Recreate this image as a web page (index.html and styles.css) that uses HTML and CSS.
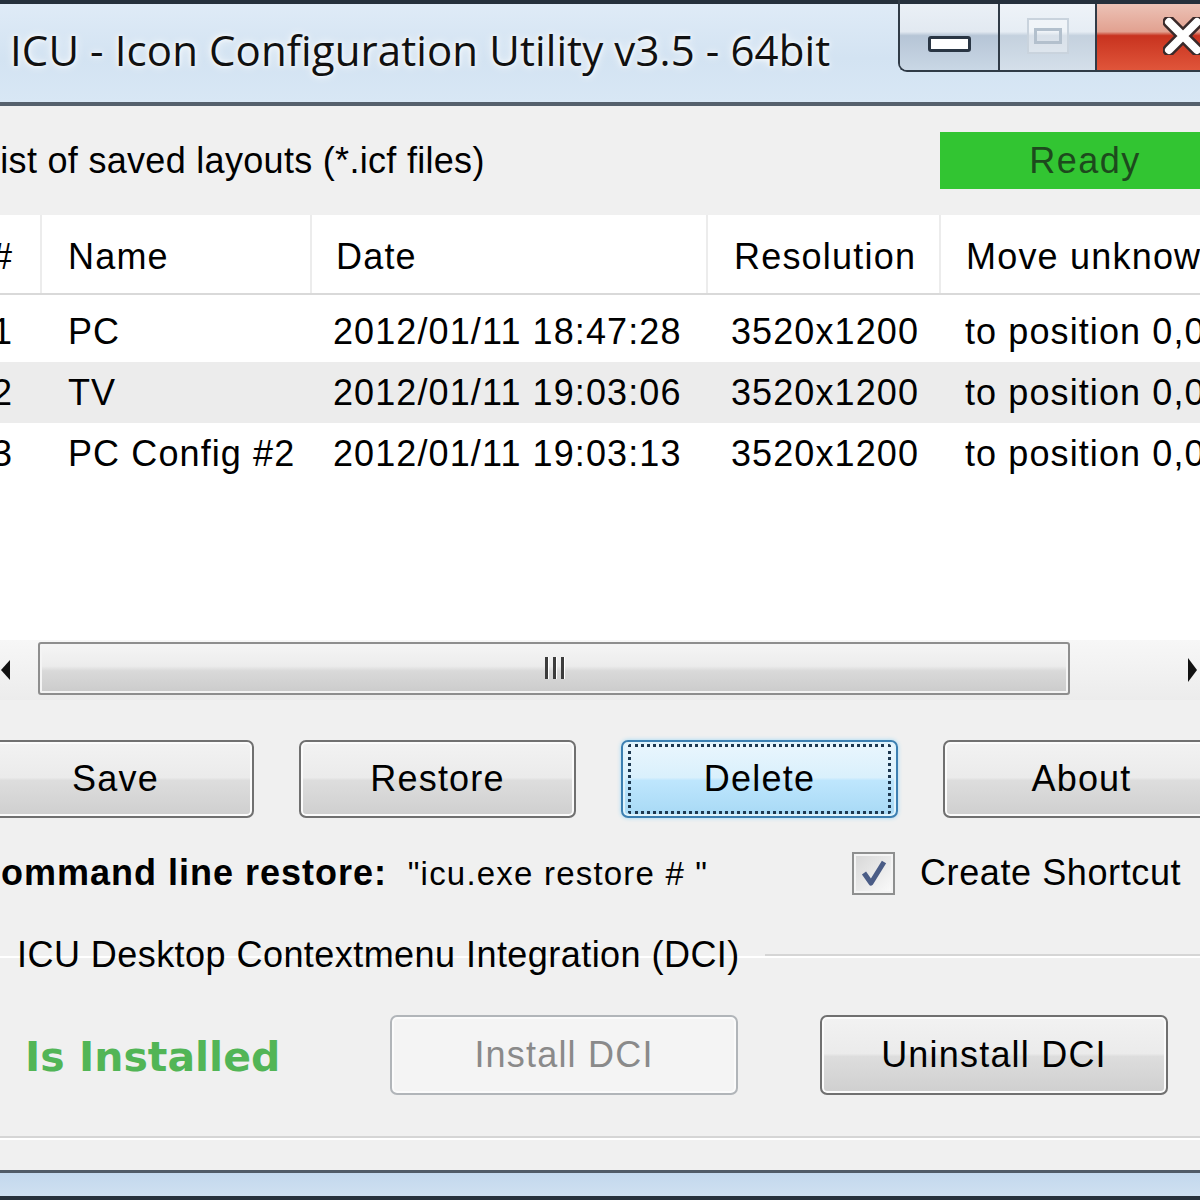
FILE: index.html
```html
<!DOCTYPE html>
<html lang="en">
<head>
    <meta charset="UTF-8">
    <title>ICU - Icon Configuration Utility v3.5 - 64bit</title>

    <link rel="stylesheet" href="styles.css">

</head>
<body>

<div class="window">

    <div class="titlebar">
        <div class="title">ICU - Icon Configuration Utility v3.5 - 64bit</div>
        <div class="caption">
            <span class="cap cap-min"><i class="glyph-min"></i></span>
            <span class="cap cap-max"><i class="glyph-max"><b></b></i></span>
            <span class="cap cap-close">
                <svg class="glyph-close" width="40" height="38" viewBox="0 0 40 38">
                    <path d="M6 5 L34 33 M34 5 L6 33" stroke="#3a2a2a" stroke-width="13" stroke-linecap="round"/>
                    <path d="M6 5 L34 33 M34 5 L6 33" stroke="#fff" stroke-width="8" stroke-linecap="round"/>
                </svg>
            </span>
        </div>
    </div>

    <div class="client">

        <div class="list_head">
            <span>List of saved layouts (*.icf files)</span>
            <div class="status">Ready</div>
        </div>

        <div class="listview">
            <div class="lv_row lv_header">
                <div>#</div>
                <div>Name</div>
                <div>Date</div>
                <div>Resolution</div>
                <div>Move unknown icons</div>
            </div>
            <div class="lv_body">
                <div class="lv_row">
                    <div>1</div>
                    <div>PC</div>
                    <div>2012/01/11 18:47:28</div>
                    <div>3520x1200</div>
                    <div>to position 0,0</div>
                </div>
                <div class="lv_row lv_row-hot">
                    <div>2</div>
                    <div>TV</div>
                    <div>2012/01/11 19:03:06</div>
                    <div>3520x1200</div>
                    <div>to position 0,0</div>
                </div>
                <div class="lv_row">
                    <div>3</div>
                    <div>PC Config #2</div>
                    <div>2012/01/11 19:03:13</div>
                    <div>3520x1200</div>
                    <div>to position 0,0</div>
                </div>
            </div>
            <div class="hscroll">
                <div class="hs_btn hs_left"><i></i></div>
                <div class="hs_thumb"><i></i><i></i><i></i></div>
                <div class="hs_track"></div>
                <div class="hs_btn hs_right"><i></i></div>
            </div>
        </div>

        <div class="btn_row">
            <button class="btn">Save</button>
            <button class="btn">Restore</button>
            <button class="btn btn-focus"><span>Delete</span></button>
            <button class="btn">About</button>
        </div>

        <div class="cmd_row">
            <div class="cmd">
                <b>Command line restore:</b>
                <span>"icu.exe restore # "</span>
            </div>
            <label class="check">
                <span class="check_box">
                    <svg width="30" height="30" viewBox="0 0 30 30">
                        <path d="M5 15 L12 25 L25 4" fill="none" stroke="#4a5c86" stroke-width="5" stroke-linejoin="round"/>
                    </svg>
                </span>
                Create Shortcut
            </label>
        </div>

        <fieldset class="group">
            <legend>ICU Desktop Contextmenu Integration (DCI)</legend>
            <div class="group_row">
                <span class="installed">Is Installed</span>
                <button class="btn btn-wide" disabled>Install DCI</button>
                <button class="btn btn-wide">Uninstall DCI</button>
            </div>
        </fieldset>

    </div>

    <div class="frame_bottom"></div>

</div>

</body>
</html>
```

FILE: styles.css
```css
body {
    margin: 0;
    width: 1200px;
    height: 1200px;
    overflow: hidden;
    background: #f0f0f0;
    font-family: "Liberation Sans", Arial, sans-serif;
    font-size: 36px;
    letter-spacing: .6px;
    color: #000;
}

.window {
    width: 1260px;
    margin-left: -30px;
}

/* title bar */

.titlebar {
    height: 98px;
    display: flex;
    border-top: 4px solid #25303c;
    border-bottom: 4px solid #55606c;
    background: linear-gradient(#dfebf7, #d3e3f2 55%, #d8e7f5);
}

.titlebar .title {
    flex: 1;
    padding: 17px 0 0 40px;
    font-family: "Open Sans", "Noto Sans", sans-serif;
    font-size: 42px;
    letter-spacing: .1px;
    color: #111;
    text-shadow: 0 0 10px #fff, 0 0 4px #fff;
    white-space: nowrap;
}

.caption {
    display: flex;
    height: 66px;
    margin-top: -4px;
    padding-top: 4px;
    border-left: 2px solid #303b47;
    border-bottom: 2px solid #303b47;
    border-bottom-left-radius: 9px;
    overflow: hidden;
}

.caption .cap {
    display: flex;
    align-items: center;
    justify-content: center;
    height: 100%;
}

.cap-min {
    width: 98px;
    background: linear-gradient(#eaf0f6, #e2e9f1 42%, #b6c5d6 48%, #c9d7e5);
}

.cap-max {
    width: 95px;
    border-left: 2px solid #303b47;
    background: linear-gradient(#eef3f8, #e6edf4 42%, #c4d1de 48%, #d4dfea);
}

.cap-close {
    width: 133px;
    border-left: 2px solid #303b47;
    background: linear-gradient(#ecc2b6, #e2a190 42%, #c8331f 48%, #e0553a);
    justify-content: flex-start !important;
}

.glyph-min {
    width: 37px;
    height: 10px;
    margin-top: 14px;
    border: 3px solid #2a3644;
    border-radius: 3px;
    background: #fff;
}

.glyph-max {
    display: flex;
    align-items: center;
    justify-content: center;
    width: 38px;
    height: 32px;
    margin-top: -2px;
    border: 2px solid #c9d3dd;
    background: rgba(255, 255, 255, .35);
}

.glyph-max b {
    width: 22px;
    height: 10px;
    border: 3px solid #b3c0cd;
}

.glyph-close {
    margin: -2px 0 0 66px;
}

/* client */

.list_head {
    height: 109px;
    display: flex;
    align-items: center;
    padding-left: 10px;
    letter-spacing: .3px;
}

.list_head .status {
    width: 290px;
    height: 57px;
    margin-left: auto;
    display: flex;
    align-items: center;
    justify-content: center;
    background: #32c532;
    color: #1d4a1d;
    letter-spacing: 1.5px;
}

/* list view */

.listview {
    height: 485px;
    display: flex;
    flex-direction: column;
    background: #fff;
}

.lv_row {
    display: grid;
    grid-template-columns: 72px 270px 396px 233px 1fr;
    align-items: center;
    height: 61px;
    white-space: nowrap;
    letter-spacing: 1.1px;
}

.lv_row div:nth-child(1) { padding-left: 22px; }
.lv_row div:nth-child(2) { padding-left: 26px; }
.lv_row div:nth-child(3) { padding-left: 21px; }
.lv_row div:nth-child(4) { padding-left: 23px; }
.lv_row div:nth-child(5) { padding-left: 24px; }

.lv_header {
    height: 78px;
    border-bottom: 2px solid #d9d9d9;
    align-items: stretch;
    letter-spacing: 1.2px;
}

.lv_header div {
    display: flex;
    align-items: center;
    padding-top: 6px;
    border-right: 2px solid #ececec;
}

.lv_header div:nth-child(3) { padding-left: 24px; }
.lv_header div:nth-child(4) { padding-left: 26px; }
.lv_header div:nth-child(5) { padding-left: 25px; }

.lv_body {
    flex: 1;
    padding-top: 6px;
}

.lv_row-hot {
    background: #ececec;
}

.hscroll {
    height: 60px;
    display: flex;
    align-items: center;
    background: linear-gradient(#f7f7f7, #ececec);
}

.hs_btn {
    height: 100%;
    display: flex;
    align-items: center;
}

.hs_left {
    width: 68px;
    justify-content: flex-end;
    padding-right: 28px;
    box-sizing: border-box;
}

.hs_left i {
    border-right: 9px solid #111;
    border-top: 10px solid transparent;
    border-bottom: 10px solid transparent;
}

.hs_thumb {
    width: 1028px;
    height: 49px;
    margin-top: -4px;
    display: flex;
    justify-content: center;
    align-items: center;
    gap: 5px;
    border: 2px solid #8e8e8e;
    border-radius: 3px;
    background: linear-gradient(#f5f5f5, #ececec 45%, #d9d9d9 55%, #cbcbcb);
    box-shadow: inset 0 0 0 2px #f4f4f4;
}

.hs_thumb i {
    width: 3px;
    height: 22px;
    background: #3c3c3c;
    box-shadow: 1px 0 0 #fff;
}

.hs_track {
    width: 110px;
}

.hs_right {
    padding-left: 8px;
}

.hs_right i {
    border-left: 9px solid #111;
    border-top: 12px solid transparent;
    border-bottom: 12px solid transparent;
}

/* buttons */

.btn {
    font: inherit;
    letter-spacing: 1.2px;
    color: #000;
    width: 277px;
    height: 78px;
    padding: 0;
    border: 2px solid #707070;
    border-radius: 7px;
    background: linear-gradient(#f2f2f2, #ebebeb 48%, #dddddd 52%, #cfcfcf);
    box-shadow: inset 0 0 0 2px #fbfbfb;
}

.btn-focus {
    border-color: #3c7fb1;
    background: linear-gradient(#eaf6fd, #d9f0fc 48%, #bee6fd 52%, #a7d9f5);
    box-shadow: inset 0 0 0 2px #dff3fc, 0 0 4px #9ed8f5;
}

.btn-focus span {
    display: flex;
    align-items: center;
    justify-content: center;
    margin: 0 5px;
    height: 64px;
    border: 3px dotted #1d3850;
    border-radius: 3px;
}

.btn:disabled {
    color: #8a8a8a;
    border-color: #b1b5b9;
    background: #f4f4f4;
}

.btn_row {
    display: flex;
    gap: 45px;
    margin-top: 40px;
    padding-left: 7px;
}

.cmd_row {
    height: 110px;
    display: grid;
    grid-template-columns: 882px 1fr;
    align-items: center;
}

.cmd {
    padding-left: 4px;
    white-space: nowrap;
}

.cmd b {
    letter-spacing: 1px;
    margin-right: 10px;
}

.cmd span {
    font-size: 33px;
    letter-spacing: 1.2px;
}

.check {
    display: flex;
    align-items: center;
    gap: 25px;
    letter-spacing: .6px;
}

.check_box {
    width: 39px;
    height: 39px;
    display: flex;
    align-items: center;
    justify-content: center;
    border: 2px solid #8e8f8f;
    background: linear-gradient(135deg, #d6d6d6, #fbfbfb);
    box-shadow: inset 0 0 0 2px #f4f4f4;
}

/* group box */

.group {
    margin: 0 0 32px 20px;
    padding: 0;
    border: 2px solid #d5d5d5;
    border-radius: 4px;
    box-shadow: 0 2px 0 #fff, inset 0 2px 0 #fff;
}

.group legend {
    padding: 0 25px 0 25px;
    line-height: 54px;
    letter-spacing: .45px;
}

.group_row {
    display: flex;
    align-items: center;
    padding: 33px 0 41px 33px;
}

.installed {
    width: 365px;
    margin-top: 4px;
    font-family: "DejaVu Sans", sans-serif;
    font-weight: bold;
    font-size: 41px;
    letter-spacing: 0;
    color: #52b556;
}

.btn-wide {
    width: 348px;
    height: 80px;
    margin-right: 82px;
}

.frame_bottom {
    height: 23px;
    border-top: 3px solid #505b67;
    border-bottom: 4px solid #27313c;
    background: linear-gradient(#c3d8ed, #cfe0f1);
}
```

****************************************

## BRIEF:
Every line containing the string "styles" must be listed.

## THE RESULT:
Recreate this image as a web page (index.html and styles.css) that uses HTML and CSS.
    <link rel="stylesheet" href="styles.css">
FILE: styles.css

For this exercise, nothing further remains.